Articles | Volume 16, issue 15
Research article
02 Aug 2016
Research article |  | 02 Aug 2016

Physics of Stratocumulus Top (POST): turbulence characteristics

Imai Jen-La Plante, Yongfeng Ma, Katarzyna Nurowska, Hermann Gerber, Djamal Khelif, Katarzyna Karpinska, Marta K. Kopec, Wojciech Kumala, and Szymon P. Malinowski

Abstract. Turbulence observed during the Physics of Stratocumulus Top (POST) research campaign is analyzed. Using in-flight measurements of dynamic and thermodynamic variables at the interface between the stratocumulus cloud top and free troposphere, the cloud top region is classified into sublayers, and the thicknesses of these sublayers are estimated. The data are used to calculate turbulence characteristics, including the bulk Richardson number, mean-square velocity fluctuations, turbulence kinetic energy (TKE), TKE dissipation rate, and Corrsin, Ozmidov and Kolmogorov scales. A comparison of these properties among different sublayers indicates that the entrainment interfacial layer consists of two significantly different sublayers: the turbulent inversion sublayer (TISL) and the moist, yet hydrostatically stable, cloud top mixing sublayer (CTMSL).

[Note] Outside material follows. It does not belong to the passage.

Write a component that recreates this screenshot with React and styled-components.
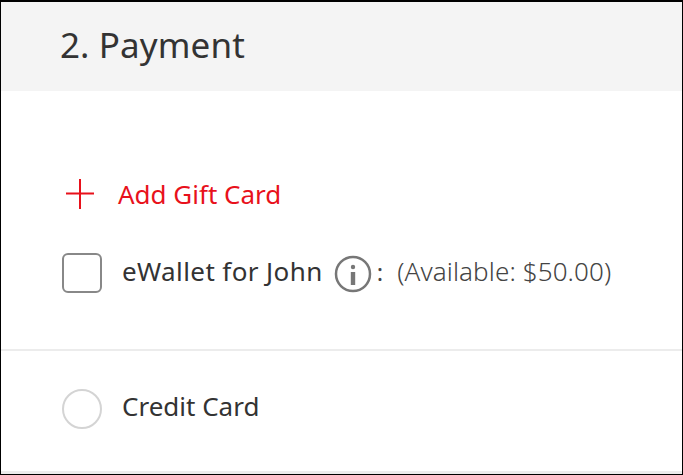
import React from "react";
import styled, { createGlobalStyle } from "styled-components";

const Global = createGlobalStyle`
  html, body { margin: 0; padding: 0; background: #fff; }
  * { box-sizing: border-box; }
`;

const Frame = styled.div`
  width: 683px;
  height: 475px;
  display: flex;
  flex-direction: column;
  border: 1px solid #000;
  border-top-width: 2px;
  background: #fff;
  font-family: "Noto Sans", "Open Sans", sans-serif;
  color: #333;
  overflow: hidden;
`;

const Header = styled.header`
  height: 89px;
  background: #f4f4f4;
  display: flex;
  align-items: center;
  padding: 0 0 4px 59px;
`;

const Title = styled.h2`
  margin: 0;
  font-size: 35px;
  font-weight: 400;
  letter-spacing: 0.1px;
  color: #333;
`;

const GiftSection = styled.section`
  height: 260px;
  padding: 87px 0 0 61px;
  border-bottom: 2px solid #ececec;
`;

const AddGift = styled.a`
  display: flex;
  align-items: center;
  gap: 24px;
  height: 32px;
  padding-left: 4px;
  color: #e8111b;
  font-size: 26px;
`;

const Row = styled.div`
  display: flex;
  align-items: center;
  margin-top: ${(p) => p.$top || 0}px;
`;

const CheckBox = styled.span`
  width: 40px;
  height: 40px;
  border: 2px solid #888;
  border-radius: 6px;
  margin-right: 20px;
  flex: none;
`;

const Radio = styled.span`
  width: 40px;
  height: 40px;
  border: 2px solid #d4d4d4;
  border-radius: 50%;
  margin-right: 20px;
  flex: none;
`;

const Label = styled.span`
  font-size: 26px;
  color: #333;
  white-space: nowrap;
  line-height: 34px;
  margin-bottom: ${(p) => p.$lift}px;
  letter-spacing: ${(p) => p.$spacing || 0}px;
`;

const Colon = styled.span`
  font-size: 24px;
  color: #444;
  margin-left: 5px;
  margin-bottom: 4px;
`;

const Note = styled.span`
  font-size: 26px;
  font-weight: 300;
  color: #444;
  margin-left: 14px;
  margin-bottom: 4px;
  letter-spacing: 0.11px;
  white-space: nowrap;
`;

const InfoIcon = styled.svg`
  width: 38px;
  height: 40px;
  margin-left: 11px;
  flex: none;
`;

const PaySection = styled.section`
  flex: 1;
  padding: 38px 0 0 61px;
`;

const Footer = styled.div`
  height: 3px;
  background: #ececec;
`;

export default function App() {
  return (
    <>
      <Global />
      <Frame>
        <Header>
          <Title>2. Payment</Title>
        </Header>
        <GiftSection>
          <AddGift>
            <svg width="28" height="30" viewBox="0 0 28 30" fill="none" stroke="#e8111b" strokeWidth="2">
              <path d="M14 0v30M0 14.5h28" />
            </svg>
            Add Gift Card
          </AddGift>
          <Row $top={43}>
            <CheckBox />
            <Label $lift={4} $spacing={0.4}>eWallet for John</Label>
            <InfoIcon viewBox="0 0 38 40" fill="none">
              <circle cx="19" cy="21" r="17" stroke="#777" strokeWidth="2.5" />
              <circle cx="19" cy="14" r="2.2" fill="#777" />
              <rect x="16.8" y="19" width="4.4" height="13" fill="#777" />
            </InfoIcon>
            <Colon>:</Colon>
            <Note>(Available: $50.00)</Note>
          </Row>
        </GiftSection>
        <PaySection>
          <Row>
            <Radio />
            <Label $lift={6}>Credit Card</Label>
          </Row>
        </PaySection>
        <Footer />
      </Frame>
    </>
  );
}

Both sublayers are marginally turbulent, i.e., the bulk Richardson number across the layers is critical. This means that turbulence is produced by shear and damped by buoyancy such that the sublayer thicknesses adapt to temperature and wind variations across them. Turbulence in both sublayers is anisotropic, with Corrsin and Ozmidov scales as small as  ∼  0.3 and  ∼  3 m in the TISL and CTMSL, respectively. These values are  ∼  60 and  ∼  15 times smaller than typical layer depths, indicating flattened large eddies and suggesting no direct mixing of cloud top and free-tropospheric air. Also, small scales of turbulence are different in sublayers as indicated by the corresponding values of Kolmogorov scales and buoyant and shear Reynolds numbers.

Short summary
Using airborne data from of Physics of Stratocumulus Top campaign we analysed turbulence at the interface between free troposphere and cloud top. We found turbulence in temperature inversion capping cloud as well as in adjacent cloud top layer very anisotropic. Eddies are elongated horizontally by wind shear and flattened by static stability. These properties of turbulence at the cloud top were overlooked so far, which explains problems with understanding of entrainment at stratocumulus top.